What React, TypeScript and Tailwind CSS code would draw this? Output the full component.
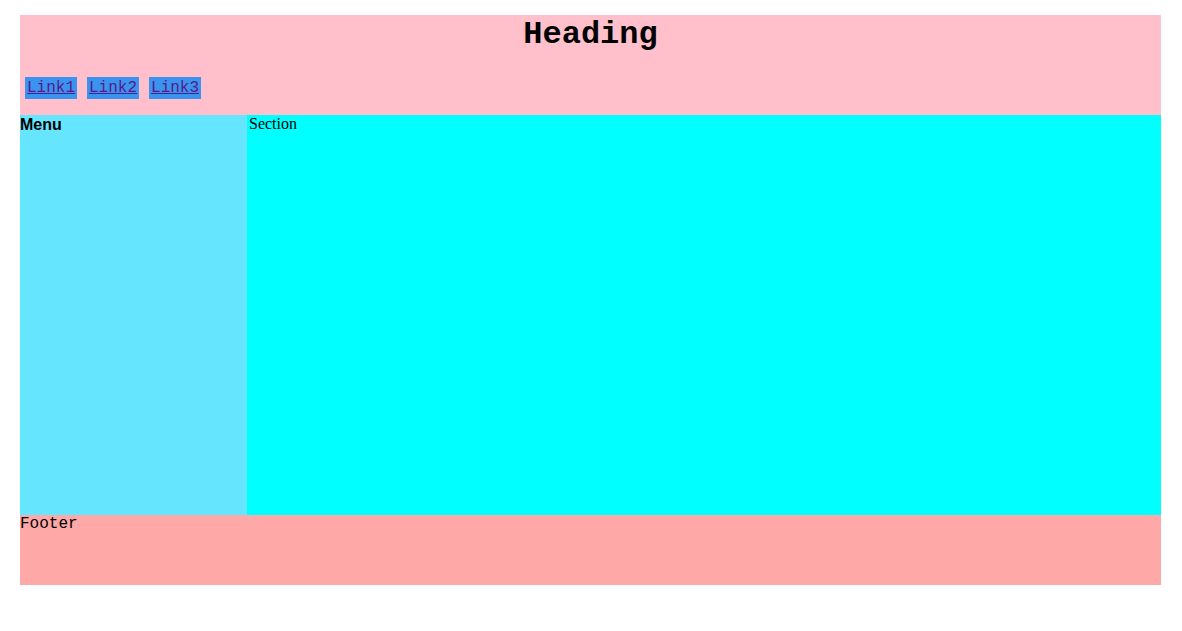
import React from "react";

const links = ["Link1", "Link2", "Link3"];

const mono = "font-['Courier_New','Nimbus_Mono_PS',FreeMono,'Liberation_Mono',monospace]";

export default function App() {
  return (
    <div className="bg-white min-h-[631px] pt-[15px]">
      <div className="ml-[20px] w-[1141px]">
        {/* header */}
        <header className="h-[100px] bg-[#ffc0cb] flex flex-col">
          <h1 className={`pt-[2px] text-center text-[32px] leading-[36px] font-bold text-black ${mono}`}>
            Heading
          </h1>
          <nav className="mt-[24px] ml-[5px] flex gap-[10px]">
            {links.map((l) => (
              <a
                key={l}
                href="#"
                className={`bg-[#3a93ee] px-[2px] py-[2px] text-[16px] leading-[18px] underline text-[#551a8b] ${mono}`}
              >
                {l}
              </a>
            ))}
          </nav>
        </header>

        {/* main */}
        <div className="flex h-[400px]">
          <aside className="w-[227px] bg-[#66e5ff] font-['Liberation_Sans',sans-serif] font-bold text-[16px] leading-[18px] pt-[1px] text-black">
            Menu
          </aside>
          <section className="flex-1 bg-[#00ffff] pl-[2px] font-['Liberation_Serif',serif] text-[16px] leading-[18px] text-black">
            Section
          </section>
        </div>

        <footer className={`h-[70px] bg-[#ffa8a8] text-[16px] leading-[18px] text-black ${mono}`}>
          Footer
        </footer>
      </div>
    </div>
  );
}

####################

- WHAT IS ASKED
Omit each picture, then return all of the listing exactly as it stands.

- THE SOLUTION
What React, TypeScript and Tailwind CSS code would draw this? Output the full component.
import React from "react";

const links = ["Link1", "Link2", "Link3"];

const mono = "font-['Courier_New','Nimbus_Mono_PS',FreeMono,'Liberation_Mono',monospace]";

export default function App() {
  return (
    <div className="bg-white min-h-[631px] pt-[15px]">
      <div className="ml-[20px] w-[1141px]">
        {/* header */}
        <header className="h-[100px] bg-[#ffc0cb] flex flex-col">
          <h1 className={`pt-[2px] text-center text-[32px] leading-[36px] font-bold text-black ${mono}`}>
            Heading
          </h1>
          <nav className="mt-[24px] ml-[5px] flex gap-[10px]">
            {links.map((l) => (
              <a
                key={l}
                href="#"
                className={`bg-[#3a93ee] px-[2px] py-[2px] text-[16px] leading-[18px] underline text-[#551a8b] ${mono}`}
              >
                {l}
              </a>
            ))}
          </nav>
        </header>

        {/* main */}
        <div className="flex h-[400px]">
          <aside className="w-[227px] bg-[#66e5ff] font-['Liberation_Sans',sans-serif] font-bold text-[16px] leading-[18px] pt-[1px] text-black">
            Menu
          </aside>
          <section className="flex-1 bg-[#00ffff] pl-[2px] font-['Liberation_Serif',serif] text-[16px] leading-[18px] text-black">
            Section
          </section>
        </div>

        <footer className={`h-[70px] bg-[#ffa8a8] text-[16px] leading-[18px] text-black ${mono}`}>
          Footer
        </footer>
      </div>
    </div>
  );
}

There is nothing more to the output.